- EXERCISE PROMPT -
Write the data out again exactly, with no pictures.

═════ DATASET SECTION

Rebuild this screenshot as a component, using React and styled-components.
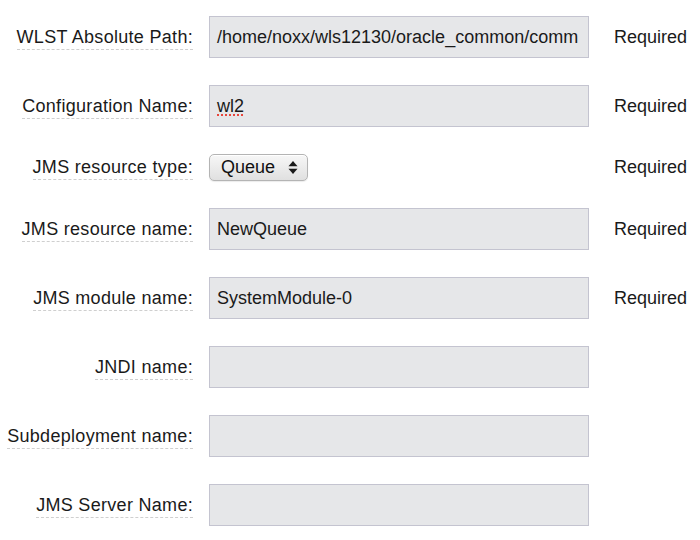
import React from "react";
import styled, { createGlobalStyle } from "styled-components";

const Global = createGlobalStyle`
  html, body { margin: 0; padding: 0; background: #ffffff; }
  body { font-family: "Liberation Sans", Arial, Helvetica, sans-serif; color: #1a1a1a; }
`;

const Form = styled.div`
  display: grid;
  grid-template-columns: 193px 380px auto;
  column-gap: 16px;
  row-gap: 27px;
  align-items: center;
  padding: 16px 0 0 0;
  font-size: 18px;
`;

const LabelCell = styled.div`
  text-align: right;
  white-space: nowrap;
`;

const Label = styled.span`
  display: inline-block;
  line-height: 21px;
  padding: 2px 0 1px 0;
  letter-spacing: 0.3px;
  border-bottom: 1px dashed #cfcfcf;
`;

const Field = styled.div`
  box-sizing: border-box;
  height: 42px;
  width: 380px;
  padding: 0 0 0 7px;
  display: flex;
  align-items: center;
  background: #e6e7e9;
  border: 1px solid #c4c4d0;
  white-space: nowrap;
  overflow: hidden;
  color: #1a1a1a;
`;

const Misspelled = styled.span`
  text-decoration: underline dotted #e8463c;
  text-decoration-thickness: 2px;
  text-underline-offset: 3px;
`;

const Select = styled.div`
  box-sizing: border-box;
  width: 99px;
  height: 27px;
  display: flex;
  align-items: center;
  justify-content: space-between;
  padding: 0 9px 0 11px;
  border: 1px solid #b4b4b4;
  border-radius: 5px;
  background: linear-gradient(#f7f7f7, #e0e0e0);
  box-shadow: inset 0 1px 0 #ffffff, 0 1px 1px rgba(0, 0, 0, 0.08);
  color: #111;
`;

const Required = styled.div`
  margin-left: 9px;
  white-space: nowrap;
  color: #1a1a1a;
`;

const Empty = styled.div``;

const Arrows = () => (
  <svg width="10" height="15" viewBox="0 0 10 15">
    <path d="M5 1 L9.5 6.3 L0.5 6.3 Z" fill="#1a1a1a" />
    <path d="M5 14 L9.5 8.7 L0.5 8.7 Z" fill="#1a1a1a" />
  </svg>
);

const rows = [
  { label: "WLST Absolute Path:", value: "/home/noxx/wls12130/oracle_common/comm", required: true },
  { label: "Configuration Name:", value: "wl2", misspelled: true, required: true },
  { label: "JMS resource type:", select: "Queue", required: true },
  { label: "JMS resource name:", value: "NewQueue", required: true },
  { label: "JMS module name:", value: "SystemModule-0", required: true },
  { label: "JNDI name:", value: "" },
  { label: "Subdeployment name:", value: "" },
  { label: "JMS Server Name:", value: "" },
];

export default function App() {
  return (
    <>
      <Global />
      <Form>
        {rows.map((r) => (
          <React.Fragment key={r.label}>
            <LabelCell>
              <Label>{r.label}</Label>
            </LabelCell>
            {r.select ? (
              <div>
                <Select>
                  <span>{r.select}</span>
                  <Arrows />
                </Select>
              </div>
            ) : (
              <Field>{r.misspelled ? <Misspelled>{r.value}</Misspelled> : r.value}</Field>
            )}
            {r.required ? <Required>Required</Required> : <Empty />}
          </React.Fragment>
        ))}
      </Form>
    </>
  );
}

══════════

- ANSWER TO THIS TASK -
Rebuild this screenshot as a component, using React and styled-components.
import React from "react";
import styled, { createGlobalStyle } from "styled-components";

const Global = createGlobalStyle`
  html, body { margin: 0; padding: 0; background: #ffffff; }
  body { font-family: "Liberation Sans", Arial, Helvetica, sans-serif; color: #1a1a1a; }
`;

const Form = styled.div`
  display: grid;
  grid-template-columns: 193px 380px auto;
  column-gap: 16px;
  row-gap: 27px;
  align-items: center;
  padding: 16px 0 0 0;
  font-size: 18px;
`;

const LabelCell = styled.div`
  text-align: right;
  white-space: nowrap;
`;

const Label = styled.span`
  display: inline-block;
  line-height: 21px;
  padding: 2px 0 1px 0;
  letter-spacing: 0.3px;
  border-bottom: 1px dashed #cfcfcf;
`;

const Field = styled.div`
  box-sizing: border-box;
  height: 42px;
  width: 380px;
  padding: 0 0 0 7px;
  display: flex;
  align-items: center;
  background: #e6e7e9;
  border: 1px solid #c4c4d0;
  white-space: nowrap;
  overflow: hidden;
  color: #1a1a1a;
`;

const Misspelled = styled.span`
  text-decoration: underline dotted #e8463c;
  text-decoration-thickness: 2px;
  text-underline-offset: 3px;
`;

const Select = styled.div`
  box-sizing: border-box;
  width: 99px;
  height: 27px;
  display: flex;
  align-items: center;
  justify-content: space-between;
  padding: 0 9px 0 11px;
  border: 1px solid #b4b4b4;
  border-radius: 5px;
  background: linear-gradient(#f7f7f7, #e0e0e0);
  box-shadow: inset 0 1px 0 #ffffff, 0 1px 1px rgba(0, 0, 0, 0.08);
  color: #111;
`;

const Required = styled.div`
  margin-left: 9px;
  white-space: nowrap;
  color: #1a1a1a;
`;

const Empty = styled.div``;

const Arrows = () => (
  <svg width="10" height="15" viewBox="0 0 10 15">
    <path d="M5 1 L9.5 6.3 L0.5 6.3 Z" fill="#1a1a1a" />
    <path d="M5 14 L9.5 8.7 L0.5 8.7 Z" fill="#1a1a1a" />
  </svg>
);

const rows = [
  { label: "WLST Absolute Path:", value: "/home/noxx/wls12130/oracle_common/comm", required: true },
  { label: "Configuration Name:", value: "wl2", misspelled: true, required: true },
  { label: "JMS resource type:", select: "Queue", required: true },
  { label: "JMS resource name:", value: "NewQueue", required: true },
  { label: "JMS module name:", value: "SystemModule-0", required: true },
  { label: "JNDI name:", value: "" },
  { label: "Subdeployment name:", value: "" },
  { label: "JMS Server Name:", value: "" },
];

export default function App() {
  return (
    <>
      <Global />
      <Form>
        {rows.map((r) => (
          <React.Fragment key={r.label}>
            <LabelCell>
              <Label>{r.label}</Label>
            </LabelCell>
            {r.select ? (
              <div>
                <Select>
                  <span>{r.select}</span>
                  <Arrows />
                </Select>
              </div>
            ) : (
              <Field>{r.misspelled ? <Misspelled>{r.value}</Misspelled> : r.value}</Field>
            )}
            {r.required ? <Required>Required</Required> : <Empty />}
          </React.Fragment>
        ))}
      </Form>
    </>
  );
}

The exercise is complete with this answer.